O prazer de sair de casa, beber num späti e navegar bêbado e sozinho as ruas de Berlim. Nenhuma capital européia parece tão escura — os postes esparsos iluminam a copa das árvores em tom sépia, refletem nas pedras escuras da calçada um dourado fosco, mortificado. É como se a cidade inteira estivesse iluminada por abajures velhos e muito distantes uns dos outros.
Ainda assim, busco mais sombra. Escolho o caminho muito mais longo até meu endereço, caminho pela beira do Maybachufer, de onde vejo as águas do canal rolando plúmbeas e silenciosas sob os ciprestes, ou pelos gramados ermos da Mariannenplatz e do Görlitzer Park. Ou, ainda, em deambulações excêntricas pelo deserto Hasenheide, onde Berlim transforma-se muito rapidamente numa civilização remota, que observamos pelo distante reflexo das luzes elétricas nas nuvens margeando o horizonte.
Às vezes, no meio do largo descampado, no breu absoluto, fecho os olhos enquanto caminho sobre a grama. E sigo assim, como um cego, mergulhando no escuro, passo a passo, por alguns segundos ou minutos desse jogo, até encontrar algum limite que me faça abrir o olho: desequilíbrio, falta de ar, pavor — ou a imagem do que deixei para trás, do outro lado do oceano.
Tudo é uma grande conspiração para que você desista. A vida, essa caminhada, suas infinitas distrações. Tudo exige que você se ocupe, sempre, de algo mais ou menos urgente. Mesmo que haja tempo livre, o que vai te sufocar como um peixe se contorcendo na superfície, nada pode ser menos natural, gestual, expontâneo, do que escrever.
(Thomas Mann: “O escritor é alguém para quem escrever é mais difícil do que para as outras pessoas.” César Aira: “Os que podem fantasiar com escrever são os leitores, a humanidade. Um escritor, não.”)
O período infértil desse ser assolado pela desistência é um espetáculo apenas encenado em sua totalidade para uma pessoa: ele mesmo. Como o artista da fome do Kafka — nenhum vigilante é capaz de passar dias e noites ininterruptos vigiando sua cela. Imagina-se que a honra de sua arte o proíba de quebrar o compromisso, mas não há quem possa dizer que o jejum é mantido sem falha. Apenas o artista pode ter essa certeza e ser o espectador perfeito do seu próprio jejum. Da mesma forma, só ele sabe, como nenhum outro iniciado, como é fácil e irresistível não escrever.
Alguém pode imaginar que o escritor irá ceder à tentação de trapacear — e em algum momento de breve luz rabiscar algumas linhas. Mas isso demora, ainda. Desistir é prazer incomparável ao de efetivamente fazer qualquer coisa.

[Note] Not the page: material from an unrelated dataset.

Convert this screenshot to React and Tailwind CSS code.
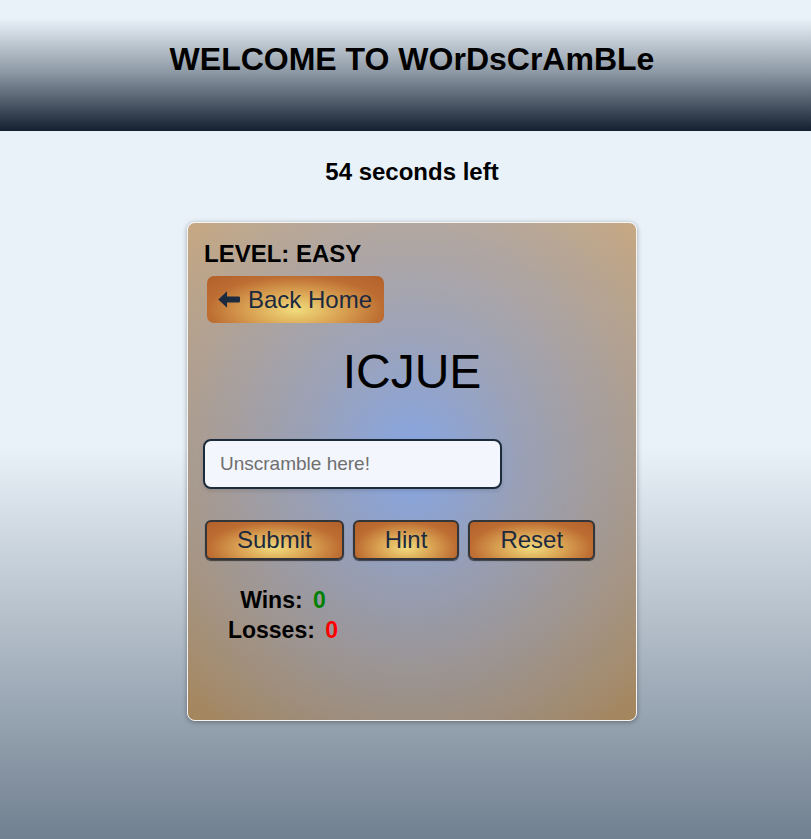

Mesmo assim, o apetite, aqui às vezes traduzido num vago sentimento de indecência, vencerá. Cedo ou tarde, você volta a escrever. E se arrependerá disso — como sempre, não vai fazer diferença.
Trrrue grrrit poet!
uh. por um momento deu até para deambular pelo descampado breu de Berlim com esse seu belo relato. ressoou aqui sobre a minha relação com a escrita, e algo como “with or without you”, do U2, me veio aos ouvidos. era isso ou um bolero rs.
enfim.
parece que me mantenho em jejum por um período tenebroso - será que para aumentar a minha fome a um nível monstruoso? -, até que começo a escrever textos homéricos para a dentista e os veterinários do meu cachorro, e daí percebo que estou agindo socialmente estranho e preciso voltar urgentemente a trabalhar. rs. (talvez isso também inclua fazer comentário no texto dos outros? não é de se descartar essa possibilidade.)
enfim (de novo).
enquanto ando “bêbedo” e cambaleante a esmo por aí, fazendo questão de me distrair com a primeira coisa reluzente minimamente justificável que surgir, um modo sorrateiro de me manter afastado de escrever, tenho botado a culpa no Tempo, me prestando ao patético papel do artista perturbado, amaldiçoado pelo seu próprio daimon, me deixando ser assolado por “Ele”, a entidade suprema que me rouba o espaço e as horas. mas, procurando ser muito honesto, até quando posso me ludibriar? cá entre nós, ando desconfiado de que talvez eu seja o tempo. meio que escrevi isso no meu primeiro texto aqui no substack.